En la Scala de Milán, en 1990, se presentó una ópera basada en Memorial del convento. En los días de este encuentro pedían a Saramago el texto para otra, esta vez sobre la tragedia de los anabaptistas, una secta de herejes alemanes de comienzos del siglo XV exterminada por la nobleza mandada por Lutero. «Mientras eso me mantenga ocupado no pienso comenzar una nueva novela, aunque tengo ya la idea para ella», comentó.
No son muchos de los escritores de su posición y de su edad que se atrevan a intentar una nueva experiencia. ¿No preocupaba a José Saramago aventurarse por un derrotero diferente?
Me preocupa, pero no me asusta; en todo caso me inquieta más que intentar una nueva novela. Sé que soy un poco inconsciente… Si no lo fuera, jamás hubiera publicado una línea; se necesita algo de inconsciencia y mucho de osadía para hacer literatura, y son esa inconsciencia y esa osadía las que lo mantienen vivo a uno. Mientras la cabeza funcione, todo funciona, y para que la cabeza funcione hace falta ponerla a funcionar.

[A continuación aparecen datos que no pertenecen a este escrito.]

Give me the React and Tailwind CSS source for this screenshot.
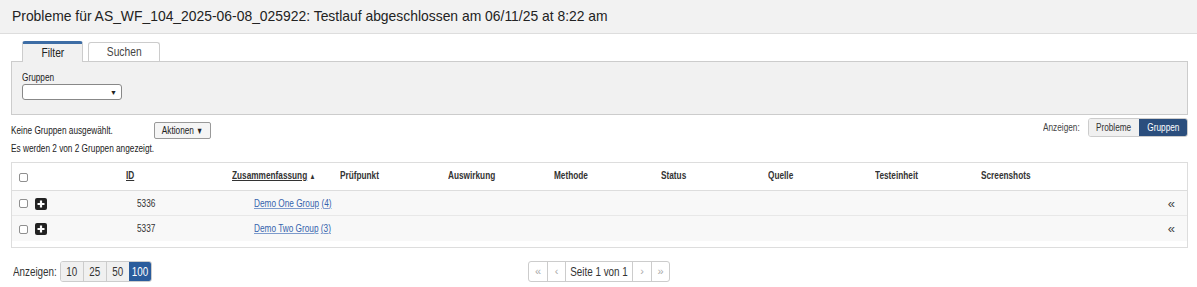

Siempre es bueno enfrentarse a cosas nuevas. Es un riego, ya lo sé, pero uno tiene que tener la valentía necesaria para asumir los riesgos, riesgos que, pensándolo bien, no son nada notables.
Saramago falleció a consecuencia de una leucemia, el 18 de junio de 2010, en Lanzarote, Islas Canarias, donde se instaló tras su salida de Portugal, luego de que el gobierno su país vetara la presentación de El evangelio según Jesucristo al Premio Literario Europeo con el pretexto de que dicho libro ofendía a los católicos.
Nació en la aldea de Azinhaga, el 16 de noviembre de 1922. Recibió el Premio Nobel en 1998. Trabajó hasta el último momento de su vida; se dice que al sobrevenir el deceso tenía escritas unas 30 cuartillas de una próxima novela. Al cumplirse el primer aniversario de su muerte, sus cenizas fueron depositadas al pie de un olivo centenario, traído de su pueblo natal y trasplantado en una plaza de Lisboa.